Manila, Philippines - An Italian priest who was held hostage last year for 40 days by Islamic militants in the southern Philippines has been assigned to a parish in the Philippine capital, Manila, the Catholic news agency, Adnkronos International said.
Father Giancarlo Bossi is expected to lead the Mary Queen of the Apostles parish in Paranaque City, an outlying suburb of Manila, it said, quoting reports from the Episcopal Conference of the Philippines.
Bossi was kidnapped at gunpoint by Abu Sayyaf, an Islamic militant group linked to al-Qaeda, on his way to mass in Zamboanga City on the southern island of Mindanao on June 10 last year.
He was released by his captors on a month later and was sent back to Italy. On 25 March he returned to Mindanao.
In a statement on the website of the Episcopal Conference, the parish priest of the Manila church, Father Baumbusch Steven, said that Bossi would arrive from Zamboanga City in two weeks and remain in the Philippines for a year.
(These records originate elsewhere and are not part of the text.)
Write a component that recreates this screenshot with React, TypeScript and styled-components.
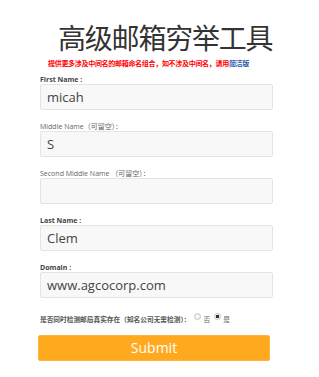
import React from 'react';
import styled, { createGlobalStyle } from 'styled-components';

const GlobalStyle = createGlobalStyle`
  body {
    margin: 0;
    background: #fff;
    font-family: "Open Sans", "Noto Sans CJK SC", sans-serif;
  }
`;

const Page = styled.div`
  width: 319px;
  display: flex;
  flex-direction: column;
`;

const Title = styled.h1`
  margin: 21px 0 0 58px;
  font-family: "Noto Sans CJK SC", sans-serif;
  font-weight: 400;
  font-size: 28px;
  line-height: 32px;
  letter-spacing: -1.2px;
  color: #333;
`;

const Notice = styled.p`
  margin: 6px 0 0 48px;
  font-family: "Noto Sans CJK SC", sans-serif;
  font-size: 7px;
  line-height: 9px;
  letter-spacing: -0.3px;
  font-weight: 700;
  color: #f00;
`;

const NoticeLink = styled.a`
  color: #2b5ba6;
  text-decoration: none;
`;

const Form = styled.form`
  display: flex;
  flex-direction: column;
  margin: 8px 0 0 40px;
  width: 233px;
`;

const Field = styled.div`
  display: flex;
  flex-direction: column;
  margin-bottom: 13px;
`;

const Label = styled.label<{ $strong?: boolean }>`
  font-family: "Open Sans", "Noto Sans CJK SC", sans-serif;
  font-size: 7px;
  line-height: 8px;
  height: 8px;
  white-space: nowrap;
  font-weight: ${(p) => (p.$strong ? 700 : 400)};
  color: ${(p) => (p.$strong ? '#444' : '#666')};
`;

const Input = styled.input`
  box-sizing: border-box;
  width: 233px;
  height: 26px;
  margin: 0;
  padding: 0 6px;
  border: 1px solid #e4e4e4;
  border-radius: 2px;
  background: #f8f8f8;
  font-family: "Open Sans", sans-serif;
  font-size: 13px;
  color: #444;
  outline: none;
`;

const CheckRow = styled.div`
  display: flex;
  align-items: center;
  margin-top: 1px;
  height: 14px;
  font-family: "Noto Sans CJK SC", sans-serif;
  font-size: 6.7px;
  font-weight: 700;
  color: #555;
  white-space: nowrap;
`;

const Option = styled.label`
  display: flex;
  align-items: center;
  margin-left: 4px;
  font-weight: 400;
  color: #666;
`;

const Radio = styled.input`
  appearance: none;
  width: 7px;
  height: 7px;
  margin: -5px 2px 0 0;
  border-radius: 50%;
  border: 1px solid #c4c4c4;
  background: radial-gradient(circle, #fff 0%, #e6e6e6 100%);
  box-sizing: border-box;
  &:checked {
    background: radial-gradient(circle, #333 0 1.6px, #f0f0f0 2px);
  }
`;

const Submit = styled.button`
  margin: 9px 0 0 -2px;
  width: 232px;
  height: 26px;
  border: 1px solid #ffb43a;
  border-radius: 2px;
  background: #ffa91f;
  color: #fff;
  font-family: "Open Sans", sans-serif;
  font-size: 14px;
  line-height: 24px;
  padding: 0;
  cursor: pointer;
`;

const fields = [
  { label: 'First Name :', value: 'micah', strong: true },
  { label: 'Middle Name（可留空）：', value: 'S', strong: false },
  { label: 'Second Middle Name （可留空）：', value: '', strong: false },
  { label: 'Last Name :', value: 'Clem', strong: true },
  { label: 'Domain :', value: 'www.agcocorp.com', strong: true },
];

export default function App() {
  return (
    <Page>
      <GlobalStyle />
      <Title>高级邮箱穷举工具</Title>
      <Notice>
        提供更多涉及中间名的邮箱命名组合，如不涉及中间名，请用
        <NoticeLink href="#">简洁版</NoticeLink>
      </Notice>
      <Form onSubmit={(e) => e.preventDefault()}>
        {fields.map((f) => (
          <Field key={f.label}>
            <Label $strong={f.strong}>{f.label}</Label>
            <Input defaultValue={f.value} />
          </Field>
        ))}
        <CheckRow>
          是否同时检测邮局真实存在（知名公司无需检测）：
          <Option>
            <Radio type="radio" name="check" value="0" />否
          </Option>
          <Option>
            <Radio type="radio" name="check" value="1" defaultChecked />是
          </Option>
        </CheckRow>
        <Submit type="submit">Submit</Submit>
      </Form>
    </Page>
  );
}
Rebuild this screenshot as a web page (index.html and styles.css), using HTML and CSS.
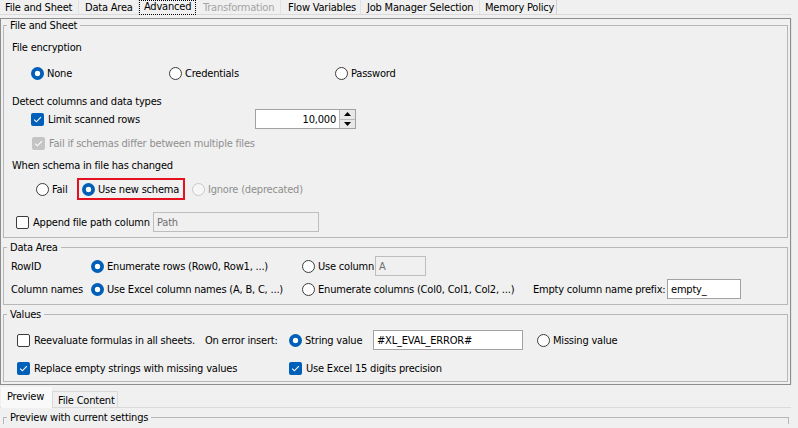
FILE: index.html
```html
<!DOCTYPE html>
<html>
<head>
<meta charset="utf-8">
<title>Excel Reader - Advanced</title>
<link rel="stylesheet" href="styles.css">
</head>
<body>
<div class="tabbar">
  <div class="tab tab-file">File and Sheet</div>
  <div class="tab tab-data">Data Area</div>
  <div class="tab tab-adv active"><span class="focus">Advanced</span></div>
  <div class="tab tab-trans disabled">Transformation</div>
  <div class="tab tab-flow">Flow Variables</div>
  <div class="tab tab-job">Job Manager Selection</div>
  <div class="tab tab-mem">Memory Policy</div>
</div>

<div class="panel">
  <fieldset class="group group-file">
    <legend>File and Sheet</legend>
    <div class="row r-enc-title"><span class="heading">File encryption</span></div>
    <div class="row r-enc">
      <span class="opt o-none"><span class="radio on"></span>None</span>
      <span class="opt o-cred"><span class="radio"></span>Credentials</span>
      <span class="opt"><span class="radio"></span>Password</span>
    </div>
    <div class="row r-detect"><span class="heading">Detect columns and data types</span></div>
    <div class="row r-limit">
      <span class="opt o-limit"><span class="check on"><svg viewBox="0 0 13 13" width="13" height="13"><path d="M3.2 6.6 L5.4 8.8 L9.9 4.2" fill="none" stroke="#fff" stroke-width="1.1"/></svg></span>Limit scanned rows</span>
      <div class="spinner">
        <div class="spin-field">10,000</div>
        <div class="spin-btns">
          <span class="spin-btn"><svg viewBox="0 0 7 4" width="7" height="4"><path d="M0 4 L3.5 0 L7 4 Z" fill="#000"/></svg></span>
          <span class="spin-btn"><svg viewBox="0 0 7 4" width="7" height="4"><path d="M0 0 L3.5 4 L7 0 Z" fill="#000"/></svg></span>
        </div>
      </div>
    </div>
    <div class="row r-failif">
      <span class="opt o-failif disabled"><span class="check on dis"><svg viewBox="0 0 13 13" width="13" height="13"><path d="M3.2 6.6 L5.4 8.8 L9.9 4.2" fill="none" stroke="#fff" stroke-width="1.1"/></svg></span>Fail if schemas differ between multiple files</span>
    </div>
    <div class="row r-when"><span class="heading">When schema in file has changed</span></div>
    <div class="row r-schema">
      <span class="opt o-fail"><span class="radio"></span>Fail</span>
      <span class="highlight"><span class="opt"><span class="radio on"></span>Use new schema</span></span>
      <span class="opt o-ignore disabled"><span class="radio dis"></span>Ignore (deprecated)</span>
    </div>
    <div class="row r-append">
      <span class="opt o-append"><span class="check"></span>Append file path column</span>
      <span class="field field-dis f-path">Path</span>
    </div>
  </fieldset>

  <fieldset class="group group-data">
    <legend>Data Area</legend>
    <div class="row r-rowid">
      <span class="rowlabel">RowID</span>
      <span class="opt o-col1"><span class="radio on"></span>Enumerate rows (Row0, Row1, ...)</span>
      <span class="opt o-usecol"><span class="radio"></span>Use column</span>
      <span class="field field-dis f-a">A</span>
    </div>
    <div class="row r-colnames">
      <span class="rowlabel">Column names</span>
      <span class="opt o-col1"><span class="radio on"></span>Use Excel column names (A, B, C, ...)</span>
      <span class="opt o-col2"><span class="radio"></span>Enumerate columns (Col0, Col1, Col2, ...)</span>
      <span class="plain p-prefix">Empty column name prefix:</span>
      <span class="field f-prefix">empty_</span>
    </div>
  </fieldset>

  <fieldset class="group group-values">
    <legend>Values</legend>
    <div class="row r-reeval">
      <span class="opt o-reeval"><span class="check"></span>Reevaluate formulas in all sheets.</span>
      <span class="plain p-onerror">On error insert:</span>
      <span class="opt o-string"><span class="radio on"></span>String value</span>
      <span class="field f-error">#XL_EVAL_ERROR#</span>
      <span class="opt o-missing"><span class="radio"></span>Missing value</span>
    </div>
    <div class="row r-replace">
      <span class="opt o-replace"><span class="check on"><svg viewBox="0 0 13 13" width="13" height="13"><path d="M3.2 6.6 L5.4 8.8 L9.9 4.2" fill="none" stroke="#fff" stroke-width="1.1"/></svg></span>Replace empty strings with missing values</span>
      <span class="opt"><span class="check on"><svg viewBox="0 0 13 13" width="13" height="13"><path d="M3.2 6.6 L5.4 8.8 L9.9 4.2" fill="none" stroke="#fff" stroke-width="1.1"/></svg></span>Use Excel 15 digits precision</span>
    </div>
  </fieldset>
</div>

<div class="subtabs">
  <div class="subtab sub-preview active">Preview</div>
  <div class="subtab sub-content">File Content</div>
</div>
<div class="preview-pane">
  <fieldset class="group group-preview">
    <legend>Preview with current settings</legend>
  </fieldset>
</div>
</body>
</html>
```

FILE: styles.css
```css
html, body {
  margin: 0;
  padding: 0;
}

body {
  width: 798px;
  height: 428px;
  overflow: hidden;
  background: #f0f0f0;
  color: #000;
  font-family: "DejaVu Sans Condensed", "DejaVu Sans", "Liberation Sans", sans-serif;
  font-size: 11px;
  line-height: 13px;
  letter-spacing: -0.2px;
}

/* ---------- top tabs ---------- */
.tabbar {
  display: flex;
  height: 14px;
  width: 791px;
  border-bottom: 1px solid #dadada;
}

.tab {
  box-sizing: border-box;
  height: 14px;
  padding-top: 1px;
  padding-left: 6px;
  white-space: nowrap;
  border-right: 1px solid #e2e2e2;
}

.tab-file { width: 79px; padding-left: 5px; }
.tab-data { width: 60px; }
.tab-adv { width: 58px; padding-left: 0; padding-top: 0; height: 15px; border-right: none; }
.tab-trans { width: 84px; }
.tab-flow { width: 80px; padding-left: 7px; }
.tab-job { width: 119px; }
.tab-mem { width: 77px; padding-left: 5px; border-right: 1px solid #d0d0d0; }

.tab.disabled { color: #a3a3a3; }

.tab .focus {
  display: block;
  box-sizing: border-box;
  width: 57px;
  height: 15px;
  padding-left: 4px;
  border: 1px dotted #000;
  line-height: 11px;
  background: #f0f0f0;
}

/* ---------- main panel ---------- */
.panel {
  box-sizing: border-box;
  width: 791px;
  margin-top: 3px;
  padding: 0 2px 2px 2px;
  border: 1px solid #8d8d8d;
  box-shadow: 1px 0 0 #e4e4e4;
}

.group {
  margin: 0;
  padding: 0;
  min-width: 0;
  border: 1px solid #b7b7b7;
}

.group legend {
  margin-left: 3px;
  padding: 0 3px;
  line-height: 13px;
}

.group-file { padding-bottom: 5px; }
.group-data { margin-top: 3px; padding-bottom: 5px; }
.group-values { margin-top: 3px; padding-bottom: 6px; }

.row {
  display: flex;
  align-items: center;
  white-space: nowrap;
}

.heading { margin-left: 8px; }

.opt {
  display: flex;
  align-items: center;
}

.opt.disabled { color: #8f8f8f; }

.plain { display: block; }

/* radios and checkboxes */
.radio {
  box-sizing: border-box;
  flex: none;
  width: 13px;
  height: 13px;
  margin-right: 3px;
  border: 1px solid #3c3c3c;
  border-radius: 50%;
  background: #fff;
}

.radio.on {
  border: none;
  background: radial-gradient(circle, #fff 0 2.4px, #005fb8 3.1px);
}

.radio.dis {
  border-color: #c9c9c9;
  background: #f6f6f6;
}

.check {
  box-sizing: border-box;
  flex: none;
  width: 13px;
  height: 13px;
  margin-right: 4px;
  border: 1px solid #3c3c3c;
  border-radius: 2px;
  background: #fff;
}

.check svg { display: block; }

.check.on {
  border: none;
  background: #005fb8;
}

.check.on.dis { background: #c4c4c4; }

/* text fields */
.field {
  box-sizing: border-box;
  display: block;
  flex: none;
  height: 20px;
  padding: 3px 0 0 3px;
  border: 1px solid #a2a2a2;
  background: #fff;
  color: #000;
}

.field-dis {
  border-color: #bdbdbd;
  background: #f0f0f0;
  color: #6f6f6f;
}

/* ---------- File and Sheet rows ---------- */
.r-enc-title { margin-top: 8px; height: 14px; }
.r-enc { margin-top: 12px; height: 14px; padding-left: 27px; }
.o-none { width: 138px; }
.o-cred { width: 166px; }

.r-detect { margin-top: 14px; height: 14px; }

.r-limit { margin-top: 1px; height: 20px; padding-left: 27px; }
.o-limit { width: 224px; }

.spinner {
  box-sizing: border-box;
  display: flex;
  width: 101px;
  height: 20px;
  border: 1px solid #a2a2a2;
  background: #fff;
}

.spin-field {
  flex: 1;
  padding: 3px 3px 0 0;
  text-align: right;
}

.spin-btns {
  display: flex;
  flex-direction: column;
  width: 15px;
  border-left: 1px solid #b9b9b9;
}

.spin-btn {
  flex: 1;
  display: flex;
  align-items: center;
  justify-content: center;
  background: #e8e8e8;
}

.spin-btn + .spin-btn { border-top: 1px solid #b9b9b9; }

.spin-btn svg { display: block; }

.r-failif { margin-top: 7px; height: 14px; padding-left: 28px; }

.r-when { margin-top: 8px; height: 14px; }

.r-schema { margin-top: 6px; height: 22px; padding-left: 32px; }
.o-fail { width: 41px; }

.highlight {
  box-sizing: border-box;
  display: flex;
  align-items: center;
  width: 108px;
  height: 22px;
  padding-left: 3px;
  border: 2px solid #e3121e;
}

.o-ignore { margin-left: 7px; }

.r-append { margin-top: 12px; height: 20px; padding-left: 12px; }
.o-append { width: 137px; flex: none; }
.f-path { width: 166px; }

/* ---------- Data Area rows ---------- */
.r-rowid { margin-top: 2px; height: 20px; padding-left: 7px; }
.r-colnames { margin-top: 3px; height: 20px; padding-left: 7px; }

.rowlabel { width: 80px; flex: none; }
.o-col1 { width: 211px; flex: none; }
.o-col2 { width: 231px; flex: none; }
.o-usecol { width: 73px; flex: none; }
.p-prefix { width: 134px; flex: none; }

.f-a { width: 51px; }
.f-prefix { width: 74px; }

/* ---------- Values rows ---------- */
.r-reeval { margin-top: 9px; height: 20px; padding-left: 13px; }
.o-reeval { width: 188px; flex: none; }
.p-onerror { width: 84px; flex: none; }
.o-string { width: 84px; flex: none; }
.f-error { width: 150px; }
.o-missing { margin-left: 14px; }

.r-replace { margin-top: 11px; height: 14px; padding-left: 13px; }
.o-replace { width: 272px; flex: none; }

/* ---------- bottom tabs ---------- */
.subtabs {
  display: flex;
  align-items: flex-end;
  height: 20px;
  margin-top: 2px;
  padding-left: 1px;
  border-bottom: 1px solid #dadada;
  width: 790px;
}

.subtab {
  box-sizing: border-box;
  white-space: nowrap;
}

.sub-preview {
  width: 51px;
  height: 21px;
  padding: 3px 0 0 6px;
  background: #f9f9f9;
  position: relative;
  top: 1px;
}

.sub-content {
  width: 66px;
  height: 16px;
  padding: 2px 0 0 5px;
  border: 1px solid #d9d9d9;
  border-bottom: none;
}

.preview-pane {
  width: 791px;
  padding: 3px 2px 0 3px;
  box-sizing: border-box;
}

.group-preview {
  height: 4px;
  border-bottom: none;
}
```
It is not clear if Bossi will return to Mindanao after this period at the Manila parish.
Bossi has been based in the Philippines since 1980, apart from a three-year stint in Italy between 1996 and 1999.
When he was kidnapped last June, he was the third Italian priest to be abducted in the Philippines since 1998.
The two others were Luciano Benedetti, released after two months in 1998, and Giuseppe Pierantoni, who managed to escape from his kidnappers after six months in 2001.